Reproduce every line of the listing as written, apart from the pictures.

Data section:

━━━━━━━━━━━━━━━━

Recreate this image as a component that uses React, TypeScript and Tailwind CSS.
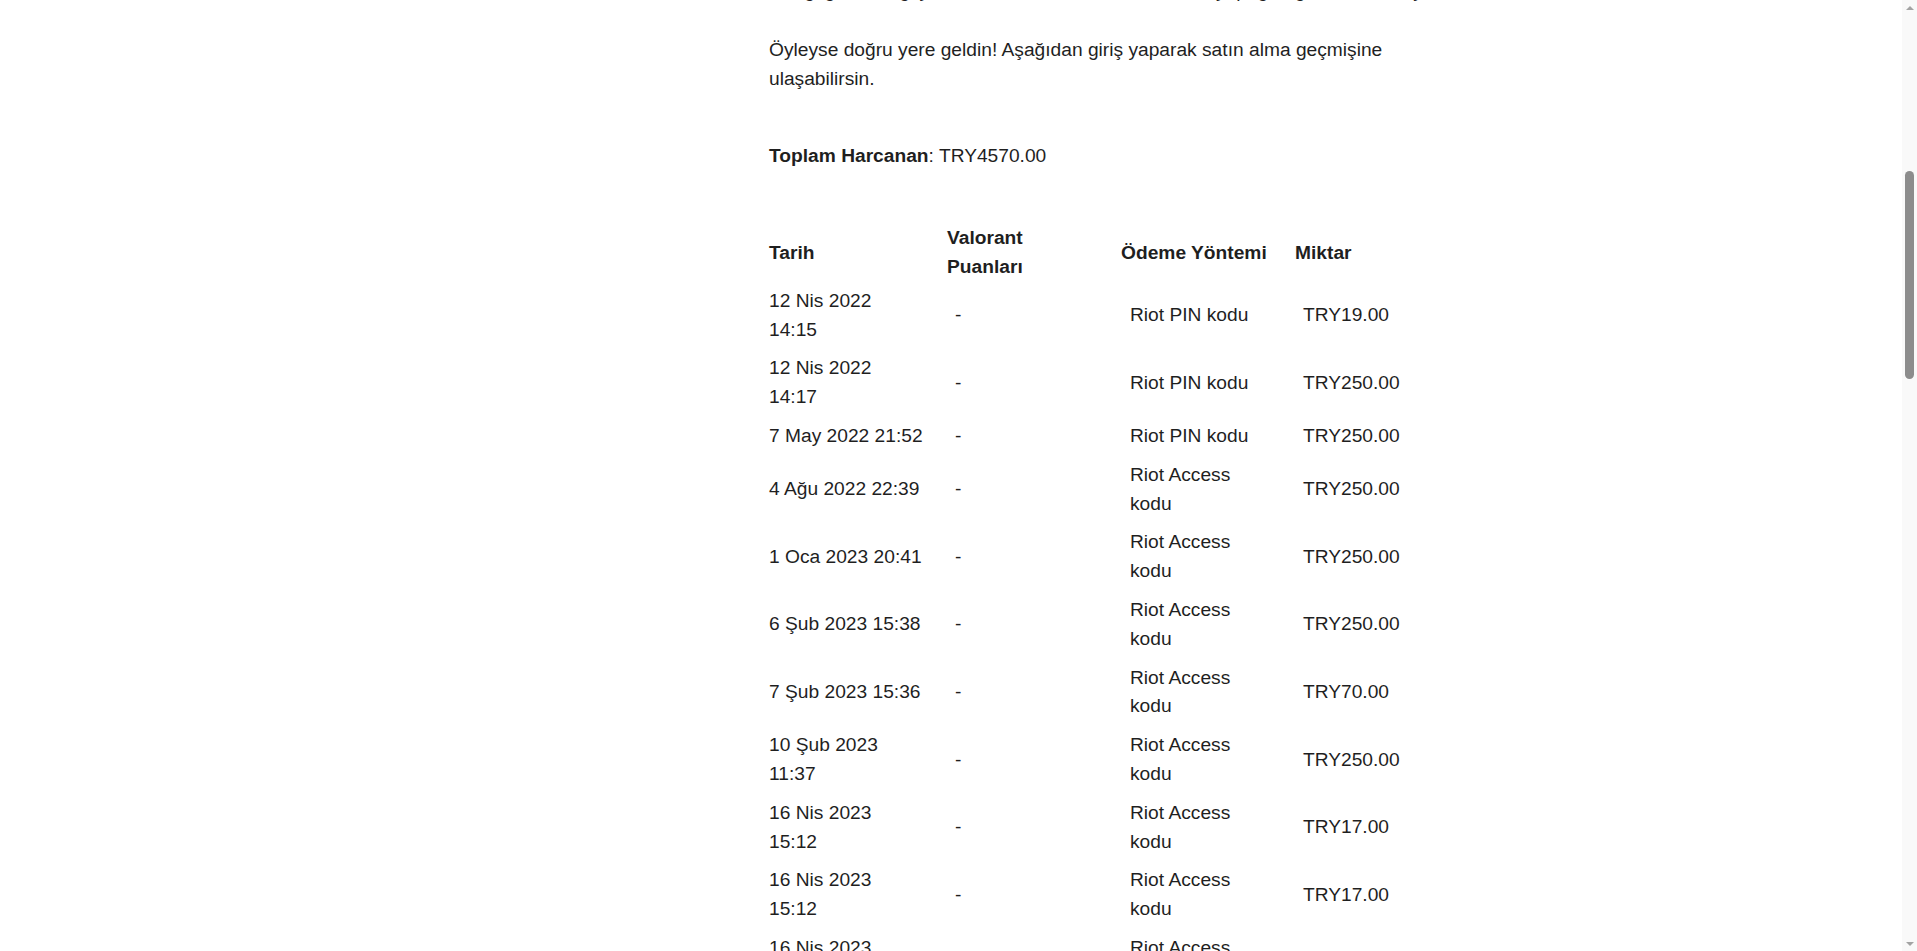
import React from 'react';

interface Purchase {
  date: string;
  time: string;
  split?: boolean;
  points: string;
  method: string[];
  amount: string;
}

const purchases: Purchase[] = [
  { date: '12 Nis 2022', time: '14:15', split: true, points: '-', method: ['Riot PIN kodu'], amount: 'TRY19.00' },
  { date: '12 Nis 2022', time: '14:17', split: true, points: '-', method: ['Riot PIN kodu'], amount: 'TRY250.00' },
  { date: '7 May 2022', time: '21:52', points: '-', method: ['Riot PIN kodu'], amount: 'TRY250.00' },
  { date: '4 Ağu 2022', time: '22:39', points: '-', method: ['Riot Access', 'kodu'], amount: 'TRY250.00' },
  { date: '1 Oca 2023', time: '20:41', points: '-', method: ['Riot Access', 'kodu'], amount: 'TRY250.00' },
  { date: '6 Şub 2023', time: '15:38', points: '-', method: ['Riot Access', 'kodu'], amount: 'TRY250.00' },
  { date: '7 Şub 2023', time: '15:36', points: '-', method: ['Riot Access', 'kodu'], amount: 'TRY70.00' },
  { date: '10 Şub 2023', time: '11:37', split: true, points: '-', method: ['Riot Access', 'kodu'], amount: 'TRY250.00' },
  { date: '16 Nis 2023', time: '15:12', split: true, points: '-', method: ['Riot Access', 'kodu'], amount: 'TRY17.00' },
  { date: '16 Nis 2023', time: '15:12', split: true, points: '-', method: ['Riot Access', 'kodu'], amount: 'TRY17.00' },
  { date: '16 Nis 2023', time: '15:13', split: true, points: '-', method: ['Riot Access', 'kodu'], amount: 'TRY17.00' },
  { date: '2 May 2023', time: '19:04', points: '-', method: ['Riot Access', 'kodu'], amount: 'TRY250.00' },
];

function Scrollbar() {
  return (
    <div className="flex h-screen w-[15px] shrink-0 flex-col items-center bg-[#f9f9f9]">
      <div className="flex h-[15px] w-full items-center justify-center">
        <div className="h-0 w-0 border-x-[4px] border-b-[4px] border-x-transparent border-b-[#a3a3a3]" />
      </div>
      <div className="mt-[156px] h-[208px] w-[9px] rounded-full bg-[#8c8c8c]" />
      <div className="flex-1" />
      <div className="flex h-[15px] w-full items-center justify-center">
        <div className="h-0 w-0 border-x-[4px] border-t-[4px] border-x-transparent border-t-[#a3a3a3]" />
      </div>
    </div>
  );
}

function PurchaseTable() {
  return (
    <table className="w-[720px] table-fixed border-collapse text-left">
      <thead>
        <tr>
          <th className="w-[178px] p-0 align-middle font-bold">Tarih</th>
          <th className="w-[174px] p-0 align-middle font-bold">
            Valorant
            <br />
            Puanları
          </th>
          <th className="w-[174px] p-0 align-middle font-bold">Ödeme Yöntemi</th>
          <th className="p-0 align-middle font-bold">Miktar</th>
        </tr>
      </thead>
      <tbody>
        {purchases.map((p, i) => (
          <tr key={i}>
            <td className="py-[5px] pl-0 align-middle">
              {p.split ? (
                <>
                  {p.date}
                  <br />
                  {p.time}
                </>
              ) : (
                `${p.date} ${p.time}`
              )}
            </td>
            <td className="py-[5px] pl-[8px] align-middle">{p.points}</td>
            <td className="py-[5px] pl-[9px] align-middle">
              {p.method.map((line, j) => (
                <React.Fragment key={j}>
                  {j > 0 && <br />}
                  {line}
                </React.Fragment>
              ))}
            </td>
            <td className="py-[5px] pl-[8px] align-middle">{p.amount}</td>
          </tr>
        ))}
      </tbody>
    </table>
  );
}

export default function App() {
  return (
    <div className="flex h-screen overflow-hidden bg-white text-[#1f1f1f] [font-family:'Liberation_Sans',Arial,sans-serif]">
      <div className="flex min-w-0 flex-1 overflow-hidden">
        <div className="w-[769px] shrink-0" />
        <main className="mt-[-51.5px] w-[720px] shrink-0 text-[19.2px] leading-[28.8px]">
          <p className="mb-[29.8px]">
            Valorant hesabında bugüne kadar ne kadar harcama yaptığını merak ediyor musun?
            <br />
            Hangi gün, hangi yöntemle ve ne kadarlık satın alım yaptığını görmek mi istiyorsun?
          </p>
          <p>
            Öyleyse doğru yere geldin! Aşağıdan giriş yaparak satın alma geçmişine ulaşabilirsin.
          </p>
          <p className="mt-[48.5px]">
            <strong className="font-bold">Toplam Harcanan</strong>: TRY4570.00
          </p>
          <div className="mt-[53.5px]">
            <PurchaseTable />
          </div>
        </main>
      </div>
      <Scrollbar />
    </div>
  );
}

━━━━━━━━━━━━━━━━

Solution to the problem:
Recreate this image as a component that uses React, TypeScript and Tailwind CSS.
import React from 'react';

interface Purchase {
  date: string;
  time: string;
  split?: boolean;
  points: string;
  method: string[];
  amount: string;
}

const purchases: Purchase[] = [
  { date: '12 Nis 2022', time: '14:15', split: true, points: '-', method: ['Riot PIN kodu'], amount: 'TRY19.00' },
  { date: '12 Nis 2022', time: '14:17', split: true, points: '-', method: ['Riot PIN kodu'], amount: 'TRY250.00' },
  { date: '7 May 2022', time: '21:52', points: '-', method: ['Riot PIN kodu'], amount: 'TRY250.00' },
  { date: '4 Ağu 2022', time: '22:39', points: '-', method: ['Riot Access', 'kodu'], amount: 'TRY250.00' },
  { date: '1 Oca 2023', time: '20:41', points: '-', method: ['Riot Access', 'kodu'], amount: 'TRY250.00' },
  { date: '6 Şub 2023', time: '15:38', points: '-', method: ['Riot Access', 'kodu'], amount: 'TRY250.00' },
  { date: '7 Şub 2023', time: '15:36', points: '-', method: ['Riot Access', 'kodu'], amount: 'TRY70.00' },
  { date: '10 Şub 2023', time: '11:37', split: true, points: '-', method: ['Riot Access', 'kodu'], amount: 'TRY250.00' },
  { date: '16 Nis 2023', time: '15:12', split: true, points: '-', method: ['Riot Access', 'kodu'], amount: 'TRY17.00' },
  { date: '16 Nis 2023', time: '15:12', split: true, points: '-', method: ['Riot Access', 'kodu'], amount: 'TRY17.00' },
  { date: '16 Nis 2023', time: '15:13', split: true, points: '-', method: ['Riot Access', 'kodu'], amount: 'TRY17.00' },
  { date: '2 May 2023', time: '19:04', points: '-', method: ['Riot Access', 'kodu'], amount: 'TRY250.00' },
];

function Scrollbar() {
  return (
    <div className="flex h-screen w-[15px] shrink-0 flex-col items-center bg-[#f9f9f9]">
      <div className="flex h-[15px] w-full items-center justify-center">
        <div className="h-0 w-0 border-x-[4px] border-b-[4px] border-x-transparent border-b-[#a3a3a3]" />
      </div>
      <div className="mt-[156px] h-[208px] w-[9px] rounded-full bg-[#8c8c8c]" />
      <div className="flex-1" />
      <div className="flex h-[15px] w-full items-center justify-center">
        <div className="h-0 w-0 border-x-[4px] border-t-[4px] border-x-transparent border-t-[#a3a3a3]" />
      </div>
    </div>
  );
}

function PurchaseTable() {
  return (
    <table className="w-[720px] table-fixed border-collapse text-left">
      <thead>
        <tr>
          <th className="w-[178px] p-0 align-middle font-bold">Tarih</th>
          <th className="w-[174px] p-0 align-middle font-bold">
            Valorant
            <br />
            Puanları
          </th>
          <th className="w-[174px] p-0 align-middle font-bold">Ödeme Yöntemi</th>
          <th className="p-0 align-middle font-bold">Miktar</th>
        </tr>
      </thead>
      <tbody>
        {purchases.map((p, i) => (
          <tr key={i}>
            <td className="py-[5px] pl-0 align-middle">
              {p.split ? (
                <>
                  {p.date}
                  <br />
                  {p.time}
                </>
              ) : (
                `${p.date} ${p.time}`
              )}
            </td>
            <td className="py-[5px] pl-[8px] align-middle">{p.points}</td>
            <td className="py-[5px] pl-[9px] align-middle">
              {p.method.map((line, j) => (
                <React.Fragment key={j}>
                  {j > 0 && <br />}
                  {line}
                </React.Fragment>
              ))}
            </td>
            <td className="py-[5px] pl-[8px] align-middle">{p.amount}</td>
          </tr>
        ))}
      </tbody>
    </table>
  );
}

export default function App() {
  return (
    <div className="flex h-screen overflow-hidden bg-white text-[#1f1f1f] [font-family:'Liberation_Sans',Arial,sans-serif]">
      <div className="flex min-w-0 flex-1 overflow-hidden">
        <div className="w-[769px] shrink-0" />
        <main className="mt-[-51.5px] w-[720px] shrink-0 text-[19.2px] leading-[28.8px]">
          <p className="mb-[29.8px]">
            Valorant hesabında bugüne kadar ne kadar harcama yaptığını merak ediyor musun?
            <br />
            Hangi gün, hangi yöntemle ve ne kadarlık satın alım yaptığını görmek mi istiyorsun?
          </p>
          <p>
            Öyleyse doğru yere geldin! Aşağıdan giriş yaparak satın alma geçmişine ulaşabilirsin.
          </p>
          <p className="mt-[48.5px]">
            <strong className="font-bold">Toplam Harcanan</strong>: TRY4570.00
          </p>
          <div className="mt-[53.5px]">
            <PurchaseTable />
          </div>
        </main>
      </div>
      <Scrollbar />
    </div>
  );
}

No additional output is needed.